Author:   John Ortberg

Genre:   Nonfiction, Christian, Theology

208 pages, published April 22, 2014

Reading Format:  Book

Summary

Soul Keeping is an in depth exploration of the state of your soul and has prescriptions for how to improve it.  By trying to buy your way to happiness and focus on the material concerns of the world, your soul will pay the price.  In this practical and spiritual book, author John Ortberg helps you to discover your soul, which is the most important connection to God.

Quotes 

“You must arrange your days so that you are experiencing deep contentment, joy, and confidence in your everyday life with God.”

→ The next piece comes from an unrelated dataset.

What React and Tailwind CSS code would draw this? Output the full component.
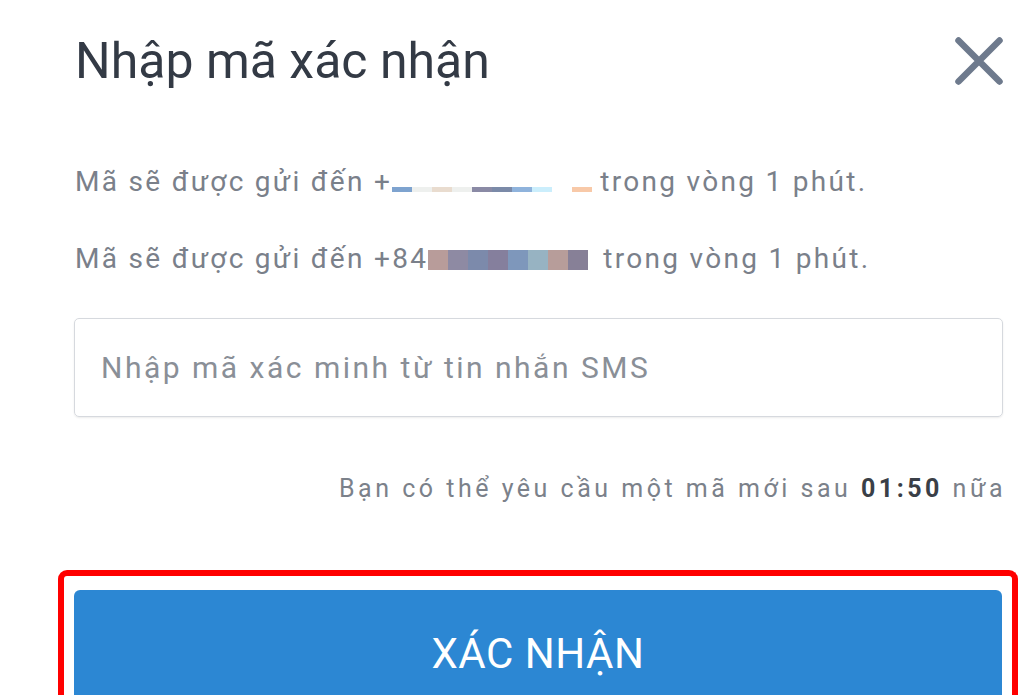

“Many Christians expend so much energy and worry trying not to sin. The goal is not to try to sin less.  In all your efforts to keep from sinning, what are you focusing on? Sin. God wants you to focus on him.  To be with him. “Abide in me.” Just relax and learn to enjoy his presence.  Every day is a collection of moments, 86,400 seconds in a day.  How many of them can you live with God? Start where you are and grow from there. God wants to be with you every moment.”

 

“Being right is actually a very hard burden to be able to carry gracefully and humbly. That’s why nobody likes to sit next to the kid in class who’s right all the time. One of the hardest things in the world is to be right and not hurt other people with it.”

 

“If your soul is healthy, no external circumstance can destroy your life. If your soul is unhealthy, no external circumstance can redeem your life.”

 

“Your soul is what integrates your will (your intentions), your mind (your thoughts and feelings, your values and conscience), and your body (your face, body language, and actions) into a single life. A soul is healthy — well-ordered — when there is harmony between these three entities and God’s intent for all creation. When you are connected with God and other people in life, you have a healthy soul.”

 

“Hurry is the great enemy of spiritual life in our day. You must ruthlessly eliminate hurry from your life.”

 

“If you ask people who don’t believe in God why they don’t, the number one reason will be suffering. If you ask people who believe in God when they grew most spiritually, the number one answer will be suffering.”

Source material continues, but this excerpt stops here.